Así y todo, en cualquiera de los dos casos la idea de “totalidad” parecía ir perdiéndose de forma acelerada (no es casualidad que la TV llegara para hacer la posta en un determinado momento hacia mediados del siglo XX). Tuvo que producirse un cambio brusco en el modo de pensar el relato de las historias para que esa potencialidad de la “narración total” se perdiera en el camino casi completamente. Es difícil, entonces, no pensar que defunción de la narración clásica tuvo especial incidencia en esa pérdida.
Habrá que pensar qué clase de desconfianza se jugaba en el acto de narrar como para que esa modalidad narrativa se perdiera o entrara en extinción.

Quizás la desconfianza a los relatos cerrados, a la narración supeditada a un cuentito moral no llegó sola, sino que tuvo su contraparte: primero con las formas cinematográficas refractarias a toda narración posible (de Michelangelo Antonioni a Alexander Kluge, desde Marguerite Duras hasta Andrei Tarkovski se multiplican los ejemplos de directores que descreen de la posibilidad de narrar una historia), pero, posteriormente, con un fuerte rechazo a toda forma de totalidad, verdad, moral.
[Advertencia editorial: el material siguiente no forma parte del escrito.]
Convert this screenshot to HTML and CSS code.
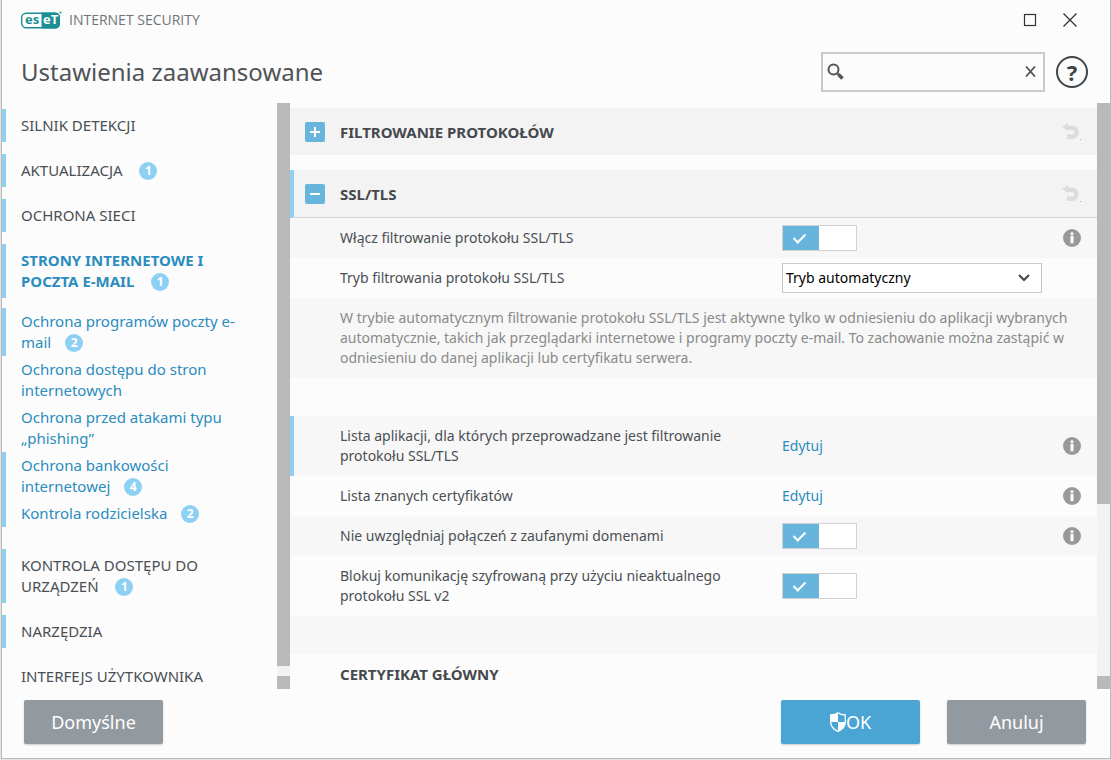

Sólo esa combinación resultó letal para que la idea de narración total, aterrizara.

El fin de los grandes relatos (prometo no más títulos desagradables) se impuso también como modalidad pero no en todos los casos se dio de la misma forma. Una película como Manuscrito encontrado en Zaragoza (Wojciech Has, 1965) o la notable Historias extraordinarias (Mariano Llinás, 2007) dan cuenta de la posibilidad de narrar con autonomía múltiples historias independientemente de un cuentito totalizador que las vincule. En cierto punto esas excepciones permitían pensar que los grandes relatos podían permanecer en la lógica folletinesca pero no en el formato de novela total audiovisual.
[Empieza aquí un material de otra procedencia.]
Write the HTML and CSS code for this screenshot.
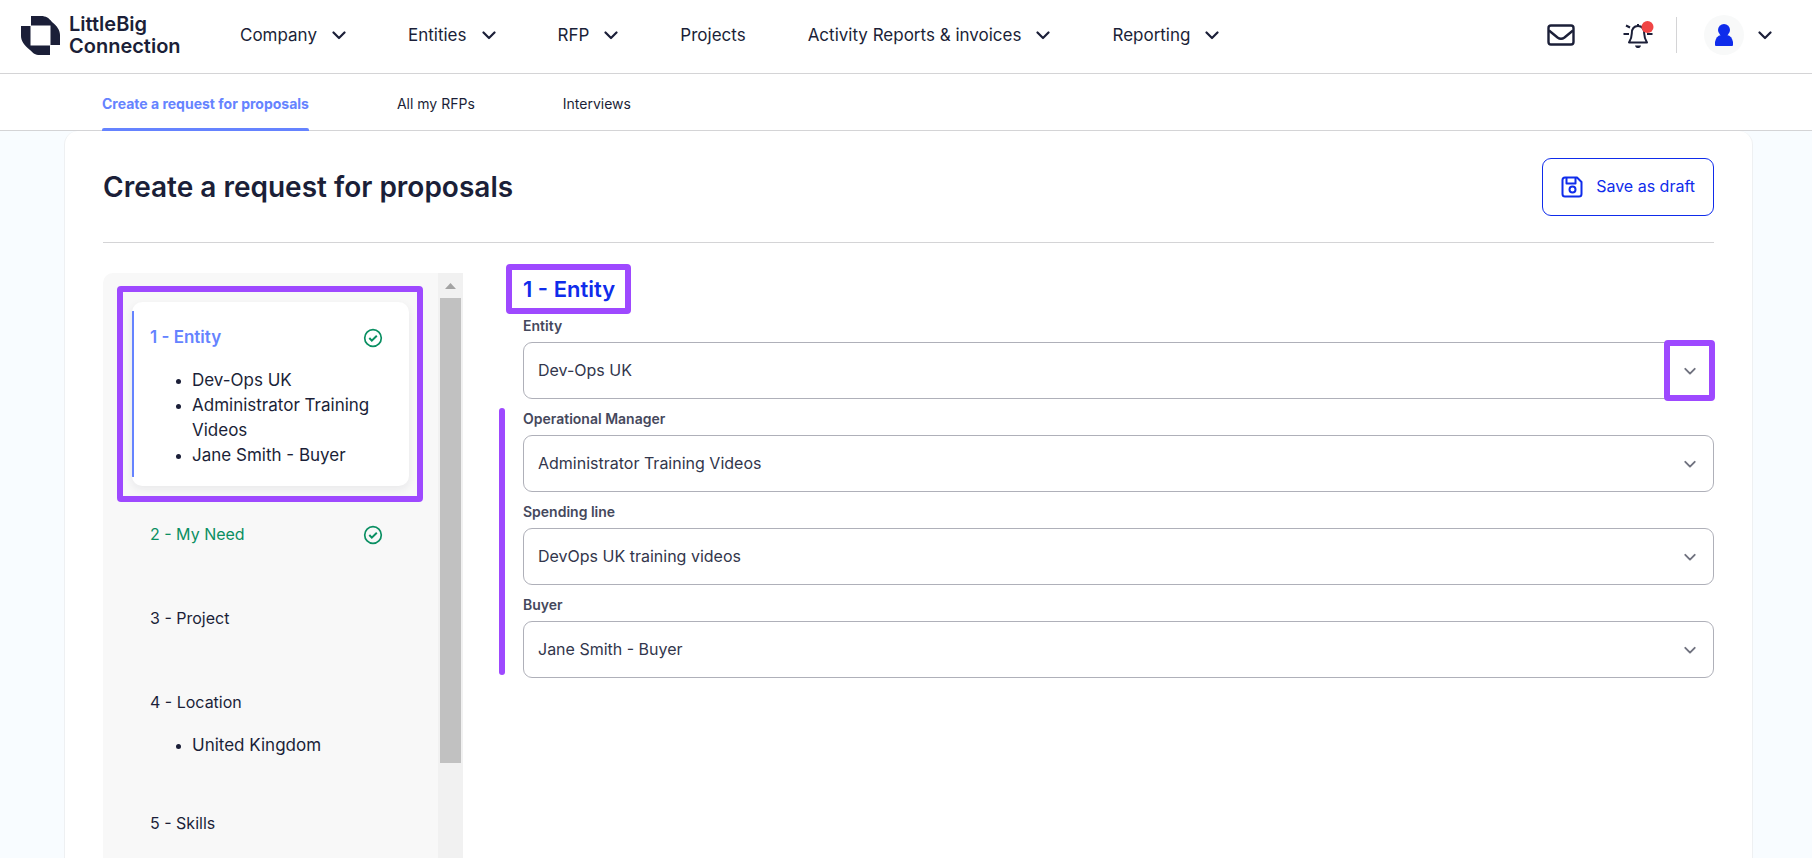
FILE: index.html
```html
<!DOCTYPE html>
<html lang="en">
<head>
<meta charset="utf-8">
<meta name="viewport" content="width=device-width, initial-scale=1">
<title>Create a request for proposals</title>
<link rel="stylesheet" href="styles.css">
</head>
<body>
<svg class="sprite" aria-hidden="true">
  <symbol id="chevron" viewBox="0 0 14 14"><path d="M1.500 4.500 7 10l5.500-5.500" fill="none" stroke="currentColor" stroke-width="2.200" stroke-linecap="round" stroke-linejoin="round"/></symbol>
  <symbol id="check" viewBox="0 0 20 20"><circle cx="10" cy="10" r="8.300" fill="none" stroke="currentColor" stroke-width="1.700"/><path d="m6.300 10 2.500 2.600 5-4.900" fill="none" stroke="currentColor" stroke-width="2"/></symbol>
</svg>
<header class="topbar">
  <a class="logo" href="#">
    <svg class="logo-mark" viewBox="0 0 39 39" aria-hidden="true"><path fill="#1b1f38" d="M10 0h10c5 0 8 2 11 6 5 4 8 8 8 13v10h-9.500V9.500H10zM0 10h9.500v19.500H29V39H19c-5 0-7-2-10-5-6-5-9-9-9-14z"/></svg>
    <span>LittleBig<br>Connection</span>
  </a>
  <nav class="mainnav" aria-label="Main">
    <a href="#">Company <svg class="chev"><use href="#chevron"/></svg></a>
    <a href="#">Entities <svg class="chev"><use href="#chevron"/></svg></a>
    <a href="#">RFP <svg class="chev"><use href="#chevron"/></svg></a>
    <a href="#">Projects</a>
    <a href="#">Activity Reports &amp; invoices <svg class="chev"><use href="#chevron"/></svg></a>
    <a href="#">Reporting <svg class="chev"><use href="#chevron"/></svg></a>
  </nav>
  <div class="tools">
    <button class="icon-btn mail" aria-label="Messages">
      <svg width="28" height="22" viewBox="0 0 28 22" fill="none" stroke="#1b1f38" stroke-width="2.400"><rect x="1.500" y="1.500" width="25" height="19" rx="2.500"/><path d="M2 6.500 10.500 13.500q3.500 2.500 7 0L26 6.500"/></svg>
    </button>
    <button class="icon-btn bell" aria-label="Notifications">
      <svg width="32" height="30" viewBox="0 0 32 30" fill="none" stroke="#1b1f38" stroke-width="2"><path d="M16 6c-4.500 0-6.200 3.500-6.200 7.500 0 4-.8 5.500-2.800 9h18c-2-3.500-2.800-5-2.800-9C22.200 9.500 20.500 6 16 6z" stroke-linejoin="round"/><path d="M16 4v3M1.500 14H7M25 14h5.500M4 5.500 8 7.500"/><path d="M13 25.500h6c-.5 2-1.500 2.500-3 2.500s-2.500-.5-3-2.500z" fill="#1b1f38" stroke="none"/><circle cx="25.500" cy="7" r="6" fill="#f04545" stroke="none"/></svg>
    </button>
    <span class="divider"></span>
    <button class="icon-btn account" aria-label="Account">
      <span class="avatar"><svg width="18" height="22" viewBox="0 0 18 22" fill="#0f2ceb"><circle cx="9" cy="6" r="6"/><path d="M0 21v-3Q1 12 6 11h6q5 1 6 7v3q0 1-1 1H1q-1 0-1-1z"/></svg></span>
      <svg class="chev"><use href="#chevron"/></svg>
    </button>
  </div>
</header>
<nav class="subnav" aria-label="RFP">
  <a class="active" href="#" aria-current="page">Create a request for proposals</a>
  <a href="#">All my RFPs</a>
  <a href="#">Interviews</a>
</nav>
<main class="page">
  <div class="card">
    <div class="card-head">
      <h1>Create a request for proposals</h1>
      <button class="save">
        <svg width="22" height="22" viewBox="0 0 22 22" fill="none" stroke="currentColor" stroke-width="2"><path d="M4 1.500h12l4.500 4.500v12q0 2.500-2.500 2.500H4Q1.500 20.500 1.500 18V4Q1.500 1.500 4 1.500zM5.500 2v5.500h9V2" stroke-linejoin="round"/><circle cx="11.500" cy="13.500" r="3"/></svg>
        Save as draft
      </button>
    </div>
    <div class="columns">
      <aside class="sidebar">
        <div class="steps">
          <section class="step current">
            <div class="step-head"><a href="#">1 - Entity</a><svg class="check"><use href="#check"/></svg></div>
            <ul>
              <li>Dev-Ops UK</li>
              <li>Administrator Training Videos</li>
              <li>Jane Smith - Buyer</li>
            </ul>
          </section>
          <section class="step done">
            <div class="step-head"><a href="#">2 - My Need</a><svg class="check"><use href="#check"/></svg></div>
          </section>
          <section class="step">
            <div class="step-head"><a href="#">3 - Project</a></div>
          </section>
          <section class="step">
            <div class="step-head"><a href="#">4 - Location</a></div>
            <ul><li>United Kingdom</li></ul>
          </section>
          <section class="step">
            <div class="step-head"><a href="#">5 - Skills</a></div>
          </section>
        </div>
        <div class="scrollbar" aria-hidden="true"><span class="arrow"></span><span class="thumb"></span></div>
      </aside>
      <form class="entity">
        <h2>1 - Entity</h2>
        <div class="field">
          <label for="entity">Entity</label>
          <div class="control marked"><select id="entity"><option>Dev-Ops UK</option></select><svg class="chev"><use href="#chevron"/></svg></div>
        </div>
        <div class="group">
          <div class="field">
            <label for="manager">Operational Manager</label>
            <div class="control"><select id="manager"><option>Administrator Training Videos</option></select><svg class="chev"><use href="#chevron"/></svg></div>
          </div>
          <div class="field">
            <label for="spending">Spending line</label>
            <div class="control"><select id="spending"><option>DevOps UK training videos</option></select><svg class="chev"><use href="#chevron"/></svg></div>
          </div>
          <div class="field">
            <label for="buyer">Buyer</label>
            <div class="control"><select id="buyer"><option>Jane Smith - Buyer</option></select><svg class="chev"><use href="#chevron"/></svg></div>
          </div>
        </div>
      </form>
    </div>
  </div>
</main>
</body>
</html>
```
FILE: styles.css
```css
:root {
  --ink: #1b1f38;
  --blue: #0f2ceb;
  --soft-blue: #6583ff;
  --green: #0a8f62;
  --mark: #9e49ff;
  --line: #d4d4d6;
}

*, *::before, *::after { box-sizing: border-box; }

body {
  margin: 0;
  height: 100vh;
  overflow: hidden;
  display: flex;
  flex-direction: column;
  background: #f8fcff;
  color: var(--ink);
  font: 16px/25px Inter, "Liberation Sans", sans-serif;
}

a { color: inherit; text-decoration: none; }
button { font: inherit; background: none; border: 0; padding: 0; color: inherit; }
h1, h2, ul { margin: 0; padding: 0; }
.sprite { display: none; }
.chev { width: 14px; height: 14px; flex: none; }

.topbar {
  display: flex;
  align-items: center;
  height: 74px;
  flex: none;
  padding: 0 40px 3px 21px;
  background: #fff;
  border-bottom: 1px solid var(--line);
}

.logo {
  display: flex;
  align-items: center;
  gap: 9px;
  width: 219px;
  font-size: 20px;
  line-height: 22px;
  font-weight: 600;
}
.logo-mark { width: 39px; height: 39px; }

.mainnav { display: flex; gap: 62px; white-space: nowrap; font-size: 17px; }
.mainnav a { display: flex; align-items: center; gap: 15px; }

.tools { display: flex; align-items: center; margin-left: auto; }
.icon-btn { display: flex; align-items: center; }
.bell { margin-left: 47px; }
.divider { width: 1px; height: 36px; margin-left: 22px; background: var(--line); }
.account { gap: 14px; margin-left: 27px; }
.avatar {
  display: grid;
  place-items: center;
  width: 40px;
  height: 40px;
  border-radius: 50%;
  background: #f8f9f9;
}

.subnav {
  display: flex;
  gap: 88px;
  height: 57px;
  flex: none;
  padding: 0 102px;
  background: #fff;
  border-bottom: 1px solid var(--line);
  font-size: 14px;
  line-height: 60px;
}
.subnav a { height: 57px; }
.subnav .active {
  position: relative;
  color: var(--soft-blue);
  font-weight: 700;
}
.subnav .active::after {
  content: "";
  position: absolute;
  inset: auto 0 0;
  height: 3px;
  border-radius: 2px 2px 0 0;
  background: var(--soft-blue);
}

.page { flex: 1; min-height: 0; display: flex; padding: 0 59px 0 64px; }
.card {
  flex: 1;
  min-width: 0;
  display: flex;
  flex-direction: column;
  padding: 0 38px;
  background: #fff;
  border: solid #eef0f2;
  border-width: 0 1px;
  border-radius: 14px 14px 0 0;
}
.card-head {
  display: flex;
  align-items: center;
  justify-content: space-between;
  flex: none;
  height: 112px;
  border-bottom: 1px solid var(--line);
}
h1 { font-size: 28px; line-height: 36px; font-weight: 600; }
.save {
  display: flex;
  align-items: center;
  gap: 13px;
  height: 58px;
  padding: 0 18px;
  border: 1px solid var(--blue);
  border-radius: 9px;
  color: var(--blue);
}

.columns { flex: 1; min-height: 0; display: flex; gap: 60px; padding-top: 30px; }
.sidebar {
  display: flex;
  width: 360px;
  flex: none;
  overflow: hidden;
  border-radius: 10px 0 0 0;
  background: #f8f8f8;
}
.steps { flex: 1; padding: 13px 15px 0 14px; }
.step { padding: 0 40px 0 33px; margin-bottom: 59px; }
.step-head { display: flex; align-items: center; justify-content: space-between; height: 25px; }
.check { width: 20px; height: 20px; color: var(--green); }
.step ul { padding-left: 42px; margin-top: 18px; font-size: 17px; }
.step + .step ul { margin-bottom: 53px; }
.step li::marker { font-size: 14px; }
.step:has(ul):not(.current) { margin-bottom: 53px; }
.done { color: var(--green); }
.current {
  position: relative;
  margin-bottom: 20px;
  padding: 33px 34px 28px 27px;
  border: 6px solid var(--mark);
  border-radius: 4px;
  isolation: isolate;
}
.current::before {
  content: "";
  position: absolute;
  inset: 10px 8px 10px 9px;
  z-index: -1;
  border-radius: 10px;
  background: linear-gradient(var(--soft-blue), var(--soft-blue)) 0 50% / 2px calc(100% - 18px) no-repeat #fff;
  box-shadow: 0 3px 8px rgba(27, 31, 56, .07);
}
.current .step-head a { color: var(--soft-blue); font-size: 17px; font-weight: 600; }

.scrollbar { width: 25px; padding: 0 2px; background: #f1f1f1; }
.arrow {
  display: block;
  height: 25px;
  background: linear-gradient(#a3a3a3, #a3a3a3) 50% 10px / 11px 6px no-repeat;
  clip-path: polygon(50% 10px, 16px 16px, 5px 16px);
}
.thumb { display: block; height: 465px; background: #c1c1c1; }

.entity { flex: 1; min-width: 0; }
h2 {
  width: max-content;
  margin: -9px 0 0 -17px;
  padding: 6px 10px 6px 11px;
  border: 6px solid var(--mark);
  border-radius: 4px;
  color: var(--blue);
  font-size: 22px;
  line-height: 26px;
  font-weight: 600;
}
.field { padding-top: 2px; }
.field label {
  display: block;
  height: 26px;
  color: #45485c;
  font-size: 14px;
  line-height: 20px;
  font-weight: 600;
}
.group { position: relative; }
.group .field { padding-top: 10px; }
.group::before {
  content: "";
  position: absolute;
  top: 9px;
  bottom: 3px;
  left: -24px;
  width: 6px;
  border-radius: 3px;
  background: var(--mark);
}
.control { position: relative; }
.control select {
  display: block;
  appearance: none;
  width: 100%;
  height: 57px;
  padding: 0 50px 0 14px;
  border: 1px solid #afb0b9;
  border-radius: 9px;
  background: #fff;
  color: #32364c;
  font: inherit;
}
.control .chev {
  position: absolute;
  right: 18px;
  top: 23px;
  width: 12px;
  height: 12px;
  color: #70727f;
}
.marked::after {
  content: "";
  position: absolute;
  inset: -2px -1px -2px auto;
  width: 51px;
  border: 6px solid var(--mark);
  border-radius: 4px;
}
```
Y entonces llegó Cloud Atlas. Amenazaba con llevarse todo puesto. Pero cuando digo todo me refiero a esas ambiciones desmedidas de reinvención del cine. Había motivos para pensar esto, motivos que nos retrotraen al principio: primero y principal, Cloud Atlas es una película atravesada por muchos relatos en tiempos distintos, relatos fragmentarios, diversos, de géneros bien contrastados y cada uno de esos cuentitos tiene un peso propio. Segundo: tiene detrás a la megalomanía de los Wachowski que es garantía de pretensiones filosóficas, gran despliegue visual y metafísica para el gran público (aclaro que ninguna de estas tres cosas son buenas necesariamente).
Bueno: con tanto antecedente junto el asunto terminó saliendo por la culata. El motivo es bien simple: los Wachowski + Tykwer creyeron que lo grande debía sustituir al concepto de historia. El resultado terminó siendo un gran elefante blanco de cuentitos dispares, una visita desaprovechada al mundo de los géneros pero en su versión La Salada. El resultado, por apabullante que parezca, es una gigantesca declaración de desprecio a los géneros (son más una excusa que un continente de ideas en la película), es una declaración de desconfianza y desamor a las pequeñas historias narradas (más allá de su mayor o menor interés no hay una apuesta a la narración independiente de c/u de ellas sino una búsqueda insoportable de trascendencia) pero sobretodas las cosas es un acercamiento alarmante al púlpito desde el cuál escupirnos 40 verdades.
Es extraño, entonces: estamos frente a una película que promete totalidad, no obstante nos entrega una primer media hora de imposible conexión entre las partes, ergo, nos promete un relato folletinesco, fragmentado, más luego, en una constante articulación de las partes para que nada quede suelto, vuelve a insistir con la necesidad del gran relato. Y el problema central de esa decisión es que el gran relato es una summa trivial de lugares comunes new age sobre el cuidado mutuo, el karma y pocas cosas más que poco tienen que envidiarle a Paulo Cohelo.

Ok, ok: no es taaaaaaaaaaaaan malo comerse el amague. El problema es cuando, tras el amague no hay ninguna genialidad que mostrar, apenas un virtuosismo fugaz. Es bien típico de los productos middle, las manufacturas de probeta que se presentan como algo más complejo de lo que son. Ese falso promedio es el universo en donde la demanda de narraciones populares confluye con la más ingenua demanda de complejidad intelectual. En ese punto Cloud Atlas es una película-signo de los tiempos: es lo suficientemente histérica como para hacernos pensar que estamos ante algo grande, es lo suficientemente bochinchera para que pensemos que estamos ante un acontecimiento (“y tiene unassssssh eshtreshasssssssh”), lo suficientemente confusa como para pensar que estamos ante un mecanismo inteligente y complejo, lo suficientemente llena de buenas intenciones como para que pensemos que estamos ante “un cine progresista, distinto a ese cine liberal estilo Argo”(el retorno del contenidísimo y sus muertos vivos). Está lo suficientemente llena de muchas cosas. Pero no se confundan: es gas. Y explota.